Does anyone have any clues on what went wrong? I am attaching my code below
for your review.

--b

Mnesia configuration tunables:

-mnesia no_table_loaders 20
-mnesia dc_dump_limit 40
-mnesia dump_log_write_threshold 10000

Example error message:

** WARNING ** Mnesia is overloaded: {mnesia_tm, message_queue_len,
[387,842]}

Sample code:

Select = fun(Days) ->
{MegaSecs, Secs, _MicroSecs} = now(),
T = MegaSecs * 1000000 + Secs - 86400 * Days,
TimeStamp = {T div 1000000, T rem 1000000, 0},
mnesia:dirty_select(offline_msg,
[{'$1',
[{'<', {element, 3, '$1'},
{TimeStamp} }],
['$1']}])
end.

Count = fun(Days) -> length(Select(Days)) end.

Delete = fun(Days, Total) ->
C = Select(Days),
D = lists:sublist(C, Total),
lists:foreach(fun(Rec) ->
ok = mnesia:dirty_delete_object(Rec)
end,
D),
length(D)
end.

Dan Gudmundsson

unread,

Apr 2, 2010, 3:19:10 AM4/2/10

to Brian Acton, erlang-q...@erlang.org

When you are using dirty, every operation is sent separately to all nodes,
i.e. 192593*6 messages, actually a transaction could have been faster
in this case.
With one message (large) containing all ops to each node.

What you get is an overloaded mnesia_tm (very long msg queues),
which do the actual writing of the data on the other (participating
mnesia nodes).

So transactions will be blocked waiting on mnesia_tm to process those 200000
messages on the other nodes.

/Dan

________________________________________________________________
erlang-questions (at) erlang.org mailing list.
See http://www.erlang.org/faq.html
To unsubscribe; mailto:erlang-questio...@erlang.org

Ovidiu Deac

unread,

Apr 2, 2010, 8:47:04 AM4/2/10

to Dan Gudmundsson, Brian Acton, erlang-q...@erlang.org

To me it sounds like another example of premature optimization which
went wrong? :)

Brian Acton

unread,

Apr 2, 2010, 2:22:52 PM4/2/10

to Ovidiu Deac, Dan Gudmundsson, erlang-q...@erlang.org

I'm sorry.
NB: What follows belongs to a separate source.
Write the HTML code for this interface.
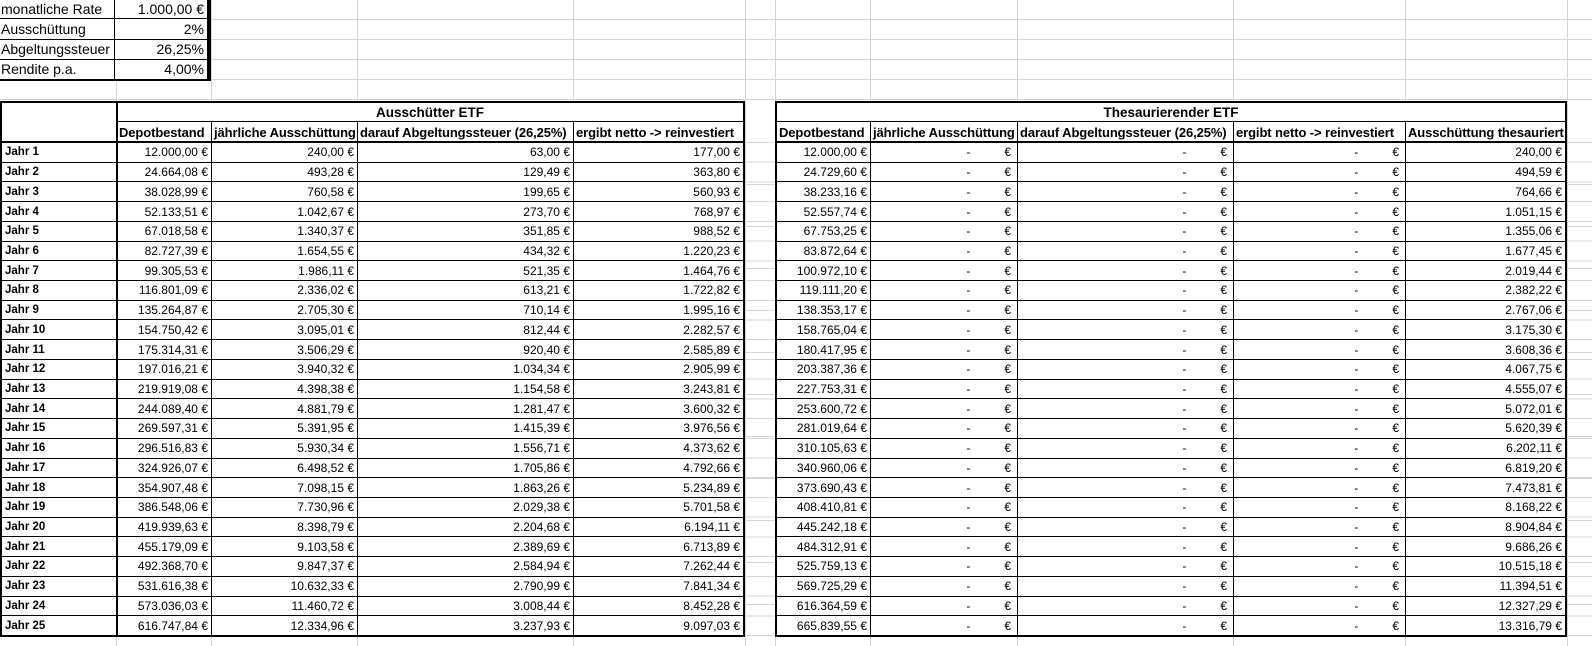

I neglected to tell you what I had done on the previous day.

On the previous day, I had attempted to delete some old records using this
methodology:

mnesia:write_lock_table(offline_msg),
mnesia:foldl(
fun(Rec, _Acc) ->
case Rec#offline_msg.expire of
never ->
ok;
TS ->
if
TS < TimeStamp ->
mnesia:delete_object(Rec);
true ->
ok
end
end
end, ok, offline_msg)

This delete finished on the 1st node but subsequently locked up all the
other nodes on a table lock. The cluster blew up and my 24/7 service went
into 1 hr of recovery of downtime.

So to recap,

on day 1 - transaction start, table lock, delete objects - finished in about
2 minutes
on day 2 - dirty select, dirty delete objects - finished in about 2 minutes

In both cases, the cluster blew up and became unusable for at least 20-30
minutes. After 20-30 minutes, we initiated recovery protocols.

Should I try

day 3 - transaction start, no table lock, delete objects

? is the table lock too coarse grained ? considering that the cluster has
blown up twice, i'm obviously a little scared to try another variation....

--b

Dan Gudmundsson

unread,

Apr 2, 2010, 4:05:21 PM4/2/10

to Brian Acton, Ovidiu Deac, erlang-q...@erlang.org

clear_table is the fastest way you can delete it, but it will take a
while when there is a lot of data.

/Dan

Brian Acton

unread,

Apr 2, 2010, 4:19:09 PM4/2/10

to Dan Gudmundsson, Ovidiu Deac, erlang-q...@erlang.org

On this particular table, I do not want to delete all entries. This is why I
posted a separate post to the mailing list. Combining the two threads back,
I want:

One table, I want to delete entries > n days.
Another table, I want to delete all entries.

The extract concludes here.